После этого разговора к покоям Гермогена была поставлена стража, чтобы никто не мог войти к патриарху.
Однако угрозы и утеснения на этом не кончились.
Снова и снова приходили к нему Салтыков и поляк Гонсевский и говорили:
– Вели ратным людям, стоящим под Москвой, идти прочь, иначе уморим тебя злою смертью!
– Что вы мне угрожаете? – отвечал патриарх. – Боюсь одного Бога… Благословляю всех стоять против вас и помереть за православную веру. Вы мне обещаете злую смерть, а я надеюсь через нее получить венец. Давно желаю я пострадать за правду!
И он распорядился перенести из Казани в подмосковные полки чудотворную Казанскую икону Божией Матери.
21 марта 1611 года изменники-бояре заточили патриарха Гермогена в подземельях Чудова монастыря.

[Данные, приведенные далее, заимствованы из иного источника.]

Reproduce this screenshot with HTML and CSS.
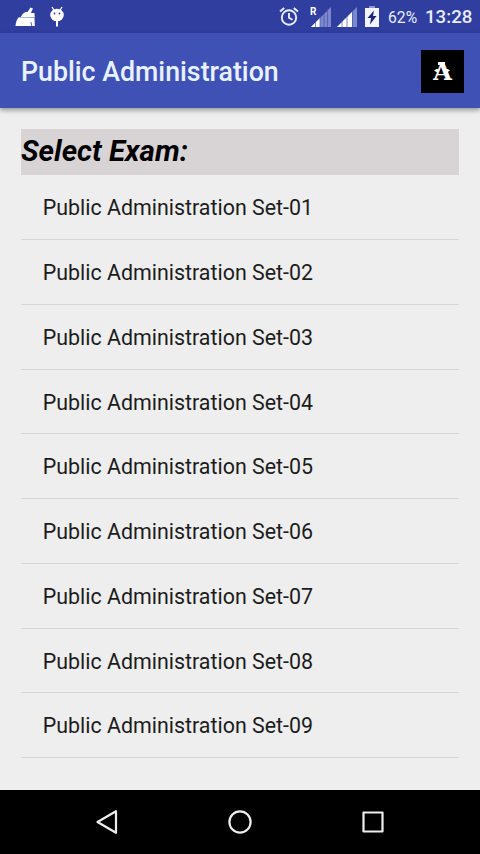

Раз в неделю в подземелье, где был заточен Гермоген, ему бросали сноп овса.
11
Напомним еще раз, что в 1578 году родился Дмитрий Михайлович Пожарский, будущий освободитель Москвы.
А на следующий, 1579 год случился в Казани большой пожар, после которого и поднял будущий патриарх Гермоген, обретенную на пепелище чудотворную Казанскую икону Божией Матери.
Уместившись в пространство двух лет, сошлись даты…
Два события, из которых предстоит произрасти спасению нашего Отечества от разрушительной смуты, в которую ввергли его властолюбие, алчность, разврат и своеволие…
Оглядываясь сейчас, четыре столетия спустя, на те события, в самой одновременности их различаем мы образ русского спасения.
Вот три необходимые составляющие его…
Воинская доблесть, смирение и подвижничество, Божия помощь.
Чудо, которое совершила икона с иереем Ермолаем, превратив его в грозного святителя Гермогена, было только прообразом чуда, совершенного 22 октября 1612 года, когда перед Пречистым Ликом Казанской иконы Божией Матери разъединенные политическими симпатиями и антипатиями, враждующие друг с другом русские люди вдруг очнулись и, ощутив себя единым народом, сбросили с себя вместе с обморочностью смуты и ярмо чужеземных захватчиков.
Тогда, 22 октября 1612 года, загудели колокола в московских церквах, и двинулись на штурм Китай-города ратники князя Дмитрия Пожарского. Единым приступом были взяты тогда стены, и поляки укрылись в Кремле, чтобы через три дня сдаться на милость победителей.